THE REPORTS OF the religious climate at the Air Force Academy are unsettling: A chaplain instructs cadets to try to convert classmates by warning that they "will burn in the fires of hell" if they do not accept Christ. During basic training, freshman cadets who decline to attend after-dinner chapel are marched back to their dormitories in "heathen flights" organized by upperclassmen. A Jewish student is taunted as a Christ killer and told that the Holocaust was the just punishment for that offense. The academy's head football coach posts a banner in the locker room that proclaims, "I am a Christian first and last. . . . I am a member of Team Jesus Christ."
Though there are disputes over the specifics of some of these cases, academy officials don't disagree that there has been a problem on campus with religious tolerance. They argue that they recognized and responded to it promptly, instituting training programs for students and faculty alike. But critics say the response was belated and grudging, treating the problem as one of a few instances of insensitivity by out-of-line cadets rather than, as they see it, a broader culture of intolerance fostered from the top down.
A task force appointed by the Pentagon to examine the religious climate on campus reported last month to acting Air Force Secretary Michael L. Dominguez about its findings, and a public report is due soon. Although the task force's work should not be judged in advance, it is of concern that the group doesn't seem to have spent much time with those who have been most outspoken about the issue.
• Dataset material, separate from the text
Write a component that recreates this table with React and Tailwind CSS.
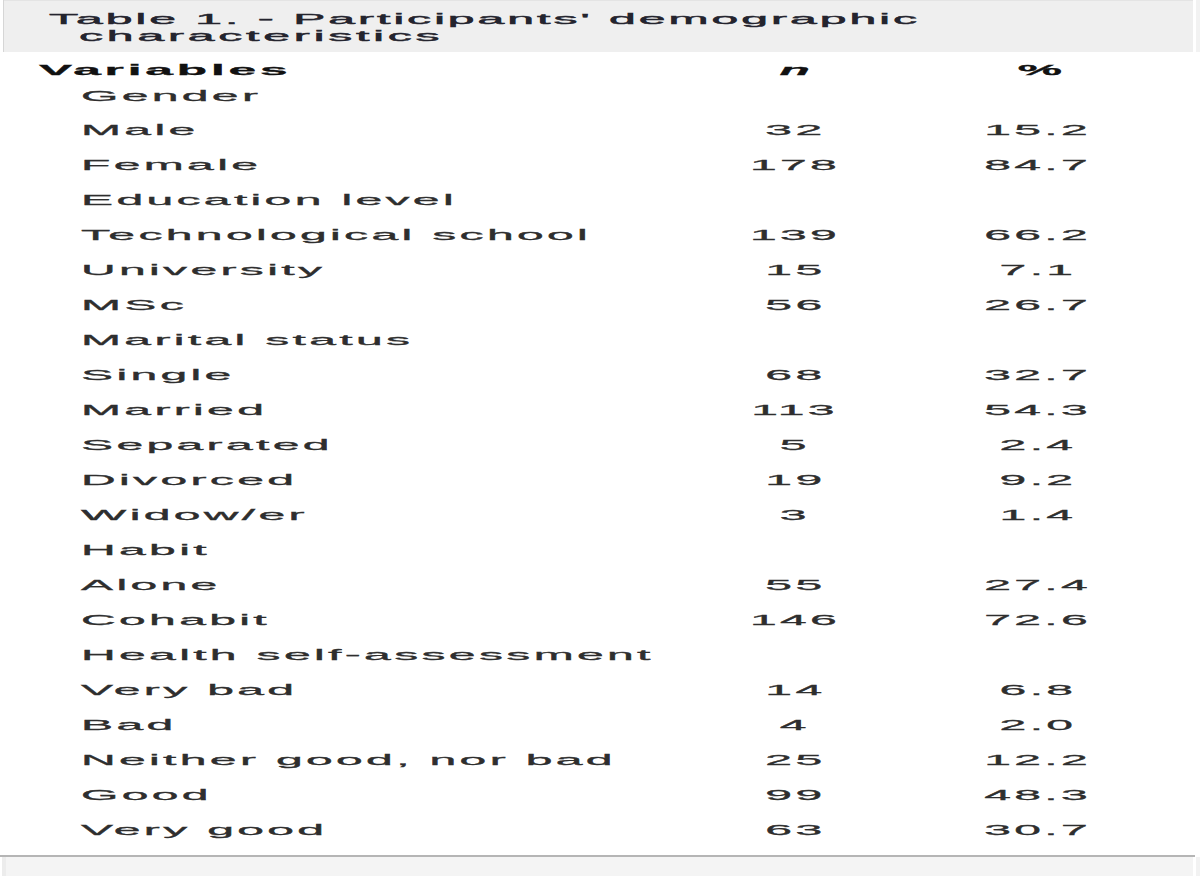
import React from 'react'

// rows of the demographics table: [label, n, %] — a row without n is a group heading
const rows = [
  ['Male', '32', '15.2'],
  ['Female', '178', '84.7'],
  ['Education level'],
  ['Technological school', '139', '66.2'],
  ['University', '15', '7.1'],
  ['MSc', '56', '26.7'],
  ['Marital status'],
  ['Single', '68', '32.7'],
  ['Married', '113', '54.3'],
  ['Separated', '5', '2.4'],
  ['Divorced', '19', '9.2'],
  ['Widow/er', '3', '1.4'],
  ['Habit'],
  ['Alone', '55', '27.4'],
  ['Cohabit', '146', '72.6'],
  ['Health self-assessment'],
  ['Very bad', '14', '6.8'],
  ['Bad', '4', '2.0'],
  ['Neither good, nor bad', '25', '12.2'],
  ['Good', '99', '48.3'],
  ['Very good', '63', '30.7'],
]

// stretched text, like the scaled-up original
function Wide({ children, className = '' }) {
  return (
    <span className={'inline-block whitespace-nowrap scale-x-[3.2] [-webkit-text-stroke:0.3px_currentColor] ' + className}>
      {children}
    </span>
  )
}

export default function App() {
  return (
    <div className="w-[1200px] h-[878px] bg-white overflow-hidden font-['Liberation_Sans',Arial,sans-serif] text-[#2e2e2e]">
      {/* ── Caption bar ─────────────────────────── */}
      <div className="flex h-[52px]">
        <div className="w-[3px] bg-white" />
        <div className="w-[1px] bg-[#d6d6d6]" />
        <div className="flex-1 bg-[#efefef] border-t border-[#e4e4e4] pt-[9px] text-[15px] leading-[17px] text-[#24242e]">
          <div className="pl-[45px]">
            <Wide className="origin-left tracking-[0.95px] [-webkit-text-stroke:0.45px_currentColor]">Table 1. - Participants' demographic</Wide>
          </div>
          <div className="pl-[75px]">
            <Wide className="origin-left tracking-[1.2px] [-webkit-text-stroke:0.45px_currentColor]">characteristics</Wide>
          </div>
        </div>
        <div className="w-[3px] bg-white" />
        <div className="w-[4px] bg-[#f2f2f2]" />
      </div>

      {/* ── Header row ──────────────────────────── */}
      <div className="grid grid-cols-[680px_230px_256px] h-[34px] pt-[1px] items-center text-[15.5px] leading-[17px] font-bold text-[#111]">
        <div className="pl-[39px]">
          <Wide className="origin-left tracking-[1.2px]">Variables</Wide>
        </div>
        <div className="text-center">
          <Wide className="origin-center italic">n</Wide>
        </div>
        <div className="text-center pl-[4px]">
          <Wide className="origin-center">%</Wide>
        </div>
      </div>

      {/* ── Gender heading ──────────────────────── */}
      <div className="h-[25px] pt-[1px] pl-[81px] text-[15px] leading-[17px]">
        <Wide className="origin-left tracking-[1.05px]">Gender</Wide>
      </div>

      {/* ── Body rows ───────────────────────────── */}
      <div className="pt-[1px] pb-[8px]">
        {rows.map(([label, n, pct]) => (
          <div key={label} className="grid grid-cols-[680px_230px_256px] h-[35px] items-center text-[15px] leading-[17px]">
            <div className="pl-[81px]">
              <Wide className="origin-left tracking-[1.05px]">{label}</Wide>
            </div>
            <div className="text-center">
              {n && <Wide className="origin-center tracking-[1.05px]">{n}</Wide>}
            </div>
            <div className="text-center">
              {pct && <Wide className="origin-center tracking-[1.05px]">{pct}</Wide>}
            </div>
          </div>
        ))}
      </div>

      {/* ── Footer bar ──────────────────────────── */}
      <div className="h-[2px] w-[1195px] bg-[#b5b5b5]" />
      <div className="flex h-[19px]">
        <div className="w-[2px] bg-white" />
        <div className="w-[4px] bg-[#ececec]" />
        <div className="w-[1187px] bg-[#f4f4f4]" />
        <div className="w-[3px] bg-white" />
        <div className="w-[4px] bg-[#f2f2f2]" />
      </div>
    </div>
  )
}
Mikey Weinstein, a 1977 academy graduate who says his cadet son has been harassed for being Jewish, said his only contact with the task force was a phone call asking him to stop criticizing it. Capt. MeLinda Morton, a chaplain who spoke out against what she considers strident evangelizing on campus, said she was interviewed for a scant 15 minutes on the task force's last day of investigation. A Yale Divinity School professor who helped flag the religious problems at the academy was never contacted.
Meanwhile, the Defense Department's inspector general has been asked to look into the transfer of Capt. Morton, who says she is being punished for her views. The academy says a transfer was already in the works, but her removal does seem, at the least, to have been speeded up after she went public with her concerns. The inspector general will need to sort through these conflicting assertions.
More important, it's imperative that the Air Force ensure that the academy welcomes and accommodates cadets of all faiths, or none at all. Cadet training is, by its nature, an experience in which young men and women are under enormous pressure to conform. It is especially important, in that atmosphere, that cadets not feel that professing a certain religion is part of the norm to which they must adhere. Cadets need to know that they can serve the Air Force, and their country, even if they haven't signed up for Team Jesus Christ.